Urban area in Rewa Province, Fiji

Lami (/fj/) is an urban area in Rewa Province, Fiji, north-west of the capital Suva. It was formally incorporated as a town in 1977, and had a population of 20,529 at the most recent census in 2007. The municipal boundaries enclose an area of 683 square kilometers.

The original itaukei inhabitants of Suva were forced to move to Suvavou ("New Suva") by the British colonial powers in 1882 to make room for the new capital of Suva.

Located on the outskirts of Lami is the Bilo Battery, which was a key defense fortification built during World War II to help guard the main passage in the reef leading into Suva.

Lami is governed by a town council of 12 members, elected for three-year terms, who elect a mayor from among themselves. The mayor's term is one year, but may be extended indefinitely. In the last municipal election, held on 22 October 2005, the Soqosoqo Duavata ni Lewenivanua (SDL) won 11 of the 12 seats, ending 20 years of rule by the Ratepayers Association. The new council chose Tevita Vuatalevu as its mayor.
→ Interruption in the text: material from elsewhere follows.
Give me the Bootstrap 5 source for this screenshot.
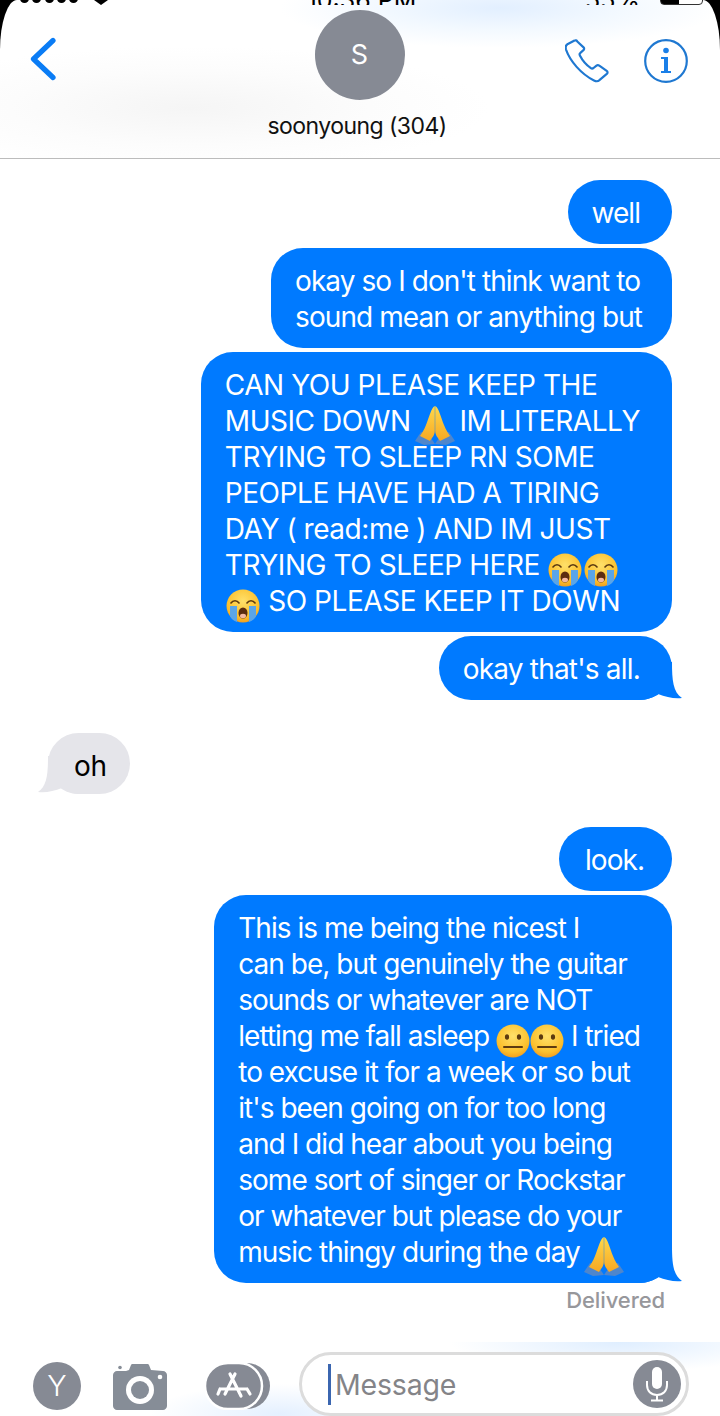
<!DOCTYPE html>
<html lang="en">
<head>
<meta charset="utf-8">
<title>soonyoung (304)</title>
<link href="https://cdn.jsdelivr.net/npm/bootstrap@5.3.0/dist/css/bootstrap.min.css" rel="stylesheet">
<style>
html,body{height:100%;}
body{background:#000;font-family:Inter,"Liberation Sans",sans-serif;overflow:hidden;}
.phone-screen{width:720px;height:1416px;background:#fff;border-radius:17px 17px 0 0/50px 50px 0 0;overflow:hidden;}
.top-area{height:159px;border-bottom:1px solid #bcbcbc;background:
 radial-gradient(ellipse 300px 62px at 190px 108px,#f5f5f5 0%,rgba(250,250,250,.6) 60%,rgba(255,255,255,0) 100%),
 radial-gradient(ellipse 220px 40px at 500px 8px,#e2efff 0%,rgba(235,245,255,.6) 55%,rgba(255,255,255,0) 100%);}
.status-strip{height:5px;overflow:hidden;padding:0 17px 0 20px;font-size:25px;line-height:26px;color:#000;}
.status-side{flex:1 1 0;}
.status-dots{width:58px;height:6px;}
.status-dots i{display:block;width:9px;height:9px;border-radius:50%;background:#000;flex:none;margin-bottom:2px;}
.status-wifi-b{width:14px;height:5px;background:#000;clip-path:polygon(0 0,100% 0,50% 100%);margin-left:16px;}
.status-time{font-size:25px;margin-bottom:-8px;}
.status-batt{width:43px;height:12px;border:1.5px solid #333;border-radius:4px;margin-left:20px;background:linear-gradient(90deg,#000 45%,#fff 45%);flex:none;}
.nav-row{height:95px;}
.nav-side{flex:1 1 0;}
.nav-left{padding-left:29px;padding-top:32px;}
.nav-right{padding-right:32px;padding-top:34px;gap:35px;}
.nav-center{margin-top:5px;padding-left:2px;}
.contact-dot{width:90px;height:90px;background:#868a94;color:#fff;font-size:27px;}
.contact-name{font-size:23px;line-height:28px;margin:12px 5px 0 0;letter-spacing:-.55px;color:#111;}
.chat-area{padding:21px 48px 0;font-size:28px;line-height:36px;letter-spacing:-.96px;}
.msg-bubble{padding:15px 32px 13px 24px;border-radius:32px;white-space:nowrap;position:relative;isolation:isolate;}
.msg-caps{letter-spacing:-.45px;}
.msg-snug{padding-right:30px;letter-spacing:-.93px;}
.msg-look{padding-left:26px;padding-right:28px;}
.msg-last{letter-spacing:-.8px;}
.msg-out{background:#007aff;color:#fff;}
.msg-in{background:#e5e5ea;color:#000;padding:15px 23px 10px 26px;border-radius:31px;margin:29px 0;letter-spacing:-.3px;}
.msg-tail{position:absolute;right:-12px;bottom:0;width:44px;height:48px;z-index:-1;}
.msg-tail-in{left:-12px;right:auto;transform:scaleX(-1);}
.emo{display:inline-block;width:34px;height:34px;vertical-align:-6px;margin:-6px 0;}
.emo-sob{margin:-6px 1px;}
.emo-wide{width:40px;height:40px;vertical-align:-6px;margin:-8px -3px;}
.delivered-tag{font-size:22px;line-height:28px;letter-spacing:-.1px;color:#97979b;margin:-1px 7px 0 0;font-weight:500;}
.bottom-area{height:74px;padding:14px 30px 0 33px;background:
 radial-gradient(ellipse 170px 30px at 620px 0px,#dfeeff 0%,rgba(255,255,255,0) 100%),
 radial-gradient(ellipse 130px 30px at 280px 72px,#e4f0ff 0%,rgba(255,255,255,0) 100%);}
.tool-letter{width:48px;height:48px;background:#868a94;color:#fff;font-size:29px;font-weight:300;}
.tool-cam{margin:2px 0 0 32px;}
.tool-app{margin:0 28px 0 38px;}
.msg-input{width:390px;height:64px;margin-top:-4px;border:3px solid #dcdcdc;border-radius:32px;background:#fff;padding:0 5px 0 26px;}
.msg-caret{width:3px;height:41px;background:#3b66b0;margin-right:4px;}
.msg-placeholder{font-size:28.5px;letter-spacing:-.2px;color:#848488;padding-top:3px;}
.mic-dot{width:48px;height:48px;background:#868a94;}
</style>
</head>
<body>
<svg width="0" height="0" class="d-block position-absolute">
 <defs>
  <radialGradient id="yel" cx=".5" cy=".35" r=".7"><stop offset="0" stop-color="#ffe06a"/><stop offset=".7" stop-color="#fbc02d"/><stop offset="1" stop-color="#f0951c"/></radialGradient>
  <linearGradient id="hand" x1="0" y1="0" x2="0" y2="1"><stop offset="0" stop-color="#ffd84a"/><stop offset="1" stop-color="#f7a823"/></linearGradient>
  <symbol id="e-pray" viewBox="0 0 40 40">
   <path d="M0 36 6 27 14 30 20 39 9 40Z" fill="#4f86cc"/><path d="M40 36 34 27 26 30 20 39 31 40Z" fill="#4f86cc"/>
   <path d="M19.800 1C16 3 14 13 11 20 9 25 7 28 5 31L15 36C17 33 19.800 30 19.800 26Z" fill="url(#hand)"/>
   <path d="M20.200 1C24 3 26 13 29 20 31 25 33 28 35 31L25 36C23 33 20.200 30 20.200 26Z" fill="url(#hand)"/>
  </symbol>
  <symbol id="e-sob" viewBox="0 0 34 34">
   <circle cx="17" cy="17" r="16.500" fill="url(#yel)"/>
   <path d="M4 17h7v16c-3-1-6-3-7-6ZM23 17h7v10c-1 3-4 5-7 6Z" fill="#5aa5e8"/>
   <path d="M5 14c2-3 6-3 8 0M21 14c2-3 6-3 8 0" fill="none" stroke="#5c3a10" stroke-width="1.600" stroke-linecap="round"/>
   <ellipse cx="17" cy="24" rx="4.500" ry="5.500" fill="#5c2d10"/><ellipse cx="17" cy="27" rx="3" ry="2.200" fill="#f6b9a0"/>
  </symbol>
  <symbol id="e-flat" viewBox="0 0 34 34">
   <circle cx="17" cy="17" r="16.500" fill="url(#yel)"/>
   <ellipse cx="11" cy="13" rx="2.100" ry="2.800" fill="#5c3a10"/><ellipse cx="23" cy="13" rx="2.100" ry="2.800" fill="#5c3a10"/>
   <rect x="7" y="22" width="20" height="1.900" rx="1" fill="#5c3a10"/>
  </symbol>
  <symbol id="tail" viewBox="0 0 44 48"><path d="M32 10C32 28 33 40 42 46 34 47 26 45 18 42 12 46 6 48 0 48V10Z"/></symbol>
 </defs>
</svg>

<div class="phone-screen d-flex flex-column">
 <header class="top-area flex-shrink-0">
  <div class="status-strip d-flex align-items-end">
   <div class="status-side d-flex align-items-end">
    <div class="status-dots d-flex justify-content-between align-items-end"><i></i><i></i><i></i><i></i><i></i></div>
    <span class="status-wifi-b"></span>
   </div>
   <div class="status-time">10:36 PM</div>
   <div class="status-side d-flex align-items-end justify-content-end"><span class="status-time">55%</span><span class="status-batt"></span></div>
  </div>
  <div class="nav-row d-flex align-items-start">
   <div class="nav-side nav-left">
    <svg width="28" height="44" viewBox="0 0 28 44" fill="none"><path d="M24 3.500 4.500 22 24 40.500" stroke="#0a7cf5" stroke-width="5.200" stroke-linecap="round" stroke-linejoin="round"/></svg>
   </div>
   <div class="nav-center d-flex flex-column align-items-center">
    <div class="contact-dot rounded-circle d-flex align-items-center justify-content-center flex-shrink-0">S</div>
    <div class="contact-name">soonyoung (304)</div>
   </div>
   <div class="nav-side nav-right d-flex align-items-start justify-content-end">
    <svg width="44" height="44" viewBox="0 0 44 44" fill="none"><path d="M9.500 1.600 2.400 5.300C.6 6.400.4 8.500 1 10.600 5 22 16 35 29 41.500c2 1 4 1 5.400-.3l7.400-6.300c1-.9 1-2.200-.1-3l-7.400-5.300c-.9-.6-2-.6-2.800 0l-3 2.400c-.8.6-1.800.7-2.600.1-4.500-3.200-8.500-7.700-11-12.700-.5-1-.3-2 .5-2.600l3-2.600c.7-.7.9-1.700.4-2.600L12.300 2.500c-.6-1.100-1.800-1.500-2.800-.9Z" stroke="#1f78d1" stroke-width="2.200" stroke-linejoin="round"/></svg>
    <svg width="44" height="44" viewBox="0 0 44 44" fill="none"><circle cx="22" cy="22" r="20.800" stroke="#1f78d1" stroke-width="2.200"/><circle cx="22" cy="11.500" r="2.800" fill="#1a7fe8"/><path d="M17 18h7v14h3v2H17v-2h3V20h-3Z" fill="#1a7fe8"/></svg>
   </div>
  </div>
 </header>

 <main class="chat-area flex-grow-1 d-flex flex-column align-items-end gap-1">
  <div class="msg-bubble msg-out">well</div>
  <div class="msg-bubble msg-out msg-snug">okay so I don't think want to<br>sound mean or anything but</div>
  <div class="msg-bubble msg-out msg-caps">CAN YOU PLEASE KEEP THE<br>MUSIC DOWN <svg class="emo emo-wide"><use href="#e-pray"/></svg> IM LITERALLY<br>TRYING TO SLEEP RN SOME<br>PEOPLE HAVE HAD A TIRING<br>DAY ( read:me ) AND IM JUST<br>TRYING TO SLEEP HERE <svg class="emo emo-sob"><use href="#e-sob"/></svg><svg class="emo emo-sob"><use href="#e-sob"/></svg><br><svg class="emo emo-sob"><use href="#e-sob"/></svg> SO PLEASE KEEP IT DOWN</div>
  <div class="msg-bubble msg-out msg-last">okay that's all.<svg class="msg-tail" fill="#007aff"><use href="#tail"/></svg></div>
  <div class="msg-bubble msg-in align-self-start">oh<svg class="msg-tail msg-tail-in" fill="#e5e5ea"><use href="#tail"/></svg></div>
  <div class="msg-bubble msg-out msg-look">look.</div>
  <div class="msg-bubble msg-out">This is me being the nicest I<br>can be, but genuinely the guitar<br>sounds or whatever are NOT<br>letting me fall asleep <svg class="emo"><use href="#e-flat"/></svg><svg class="emo"><use href="#e-flat"/></svg> I tried<br>to excuse it for a week or so but<br>it's been going on for too long<br>and I did hear about you being<br>some sort of singer or Rockstar<br>or whatever but please do your<br>music thingy during the day <svg class="emo emo-wide"><use href="#e-pray"/></svg><svg class="msg-tail" fill="#007aff"><use href="#tail"/></svg></div>
  <div class="delivered-tag">Delivered</div>
 </main>

 <footer class="bottom-area flex-shrink-0 d-flex align-items-center">
  <div class="tool-letter rounded-circle d-flex align-items-center justify-content-center flex-shrink-0">Y</div>
  <svg class="tool-cam flex-shrink-0" width="54" height="46" viewBox="0 0 54 46"><path d="M4 7h9l3-1 2-5c.3-.7 1-1 1.700-1h14.600c.7 0 1.400.3 1.700 1l2 5 12 1c2 0 4 2 4 4v31c0 2-2 4-4 4H4c-2 0-4-2-4-4V11c0-2 2-4 4-4Z" fill="#868d97"/><circle cx="27" cy="26" r="14" fill="#fff"/><circle cx="27" cy="26" r="9" fill="#868d97"/><circle cx="47" cy="13" r="2.300" fill="#fff"/><circle cx="7" cy="3.500" r="1.800" fill="#868d97"/></svg>
  <svg class="tool-app flex-shrink-0" width="66" height="48" viewBox="0 0 66 48" fill="none">
   <rect x="9" y="1" width="56" height="46" rx="23" fill="#868a94"/>
   <rect x="0" y="1" width="57" height="46" rx="23" fill="#868a94" stroke="#fff" stroke-width="2.500"/>
   <path d="M25 12 36 34M30 12 20 32M15 27H42M42 27l3 5M15 27l-2 5" stroke="#fff" stroke-width="3.200" stroke-linecap="round"/>
  </svg>
  <div class="msg-input d-flex align-items-center flex-shrink-0">
   <span class="msg-caret flex-shrink-0"></span>
   <span class="msg-placeholder flex-grow-1">Message</span>
   <span class="mic-dot rounded-circle d-flex align-items-center justify-content-center flex-shrink-0">
    <svg width="26" height="36" viewBox="0 0 26 36" fill="none"><rect x="8" y="1" width="10" height="22" rx="5" fill="#fff"/><path d="M3 15v4c0 6 4 10 10 10s10-4 10-10v-4M13 29v5M7 34.500h12" stroke="#fff" stroke-width="2"/></svg>
   </span>
  </div>
 </footer>
</div>
<script src="https://cdn.jsdelivr.net/npm/bootstrap@5.3.0/dist/js/bootstrap.bundle.min.js"></script>
</body>
</html>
Following the military coup of 2006, the dictatorial regime dismissed all local government authorities. Marica Rokovada-Hallacy was appointed Administrator of Lami, as well as the nearby capital city of Suva. In 2010, she was replaced in both capacities by Chandu Umaria, a former Mayor of Suva.

==Biology==
Cosmophasis lami's common name is Lami Beach Northern Jumping Spider.